Unlike what obtains in English, therefore, there is a different pronoun for stress, in addition to a higher voice pitch.

A better example of the difference between English and Creole pronouns comes in the sentence 'Panday hii gone and call for civil disobedience'. In the sentence, the pronoun 'hii' refers to 'Panday' and in fact stresses that word. The pronoun in this kind of sentence has to be one with the long vowel; the short-vowel pronoun just will not do. The sentence 'Panday hi gone and call for civil disobedience' is ungrammatical Creole (if the hi is intended to refer to Panday).

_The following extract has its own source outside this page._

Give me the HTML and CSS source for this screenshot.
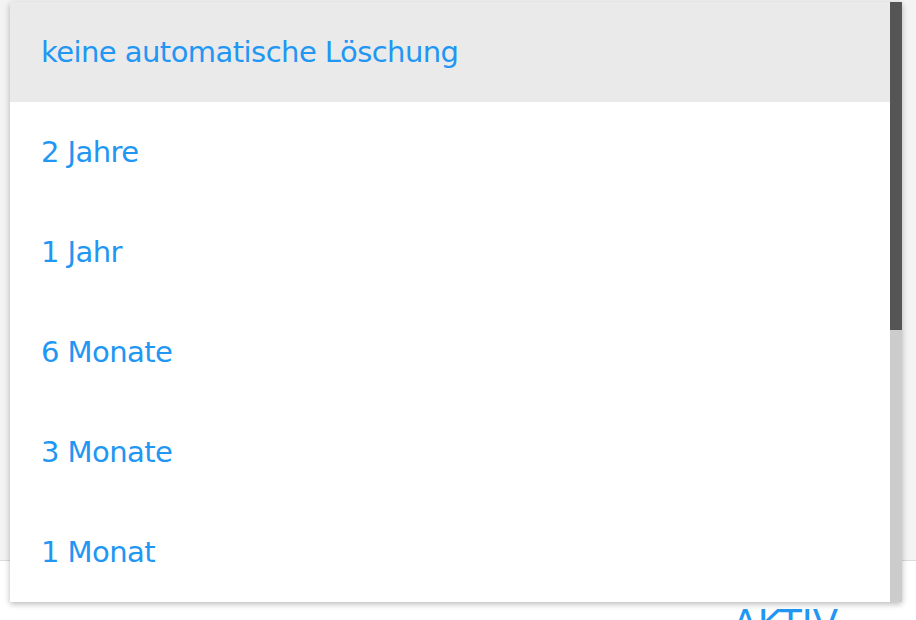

In the case of dem vs. DEM, the latter carries a higher voice pitch. Consider the difference between 'Mannin DEM en backing dong' and 'Dem a carl me'. Just like the long vowel in 'hii', the higher pitch on DEM expresses stress. Interestingly, the 'DEM' after 'Mannin' is used to pluralise 'Mannin' associatively, in a way that is not available in English. So that the Creole phrase 'Mannin DEM' translates as something like 'Manning and company'.

The sentence 'Dem a carl mi' may have posed some problems for Trinidadians despite the fairly long history of union between Tobago and Trinidad. It is a typically Tobagonian sentence which would be translated 'De callin mi' in Trinbagonian Creole. In Tobagonian Creole, 'dem' is produced in the sentence with a low voice pitch or tone and contrasts with 'DEM', which is produced with a higher tone. But in Trinidadian Creole, low-tone 'dem' does not exist.

These facts should tell us that the Creole is not a corruption of English, but a reorganisation and restructuring of it. Such a restructuring must have been subconscious, because, ironically, we consciously prefer other people's language even though we have perfectly good creations here at home.

We have been taught some of the facts of English in the school system, but have we been taught the Creole - our own - facts?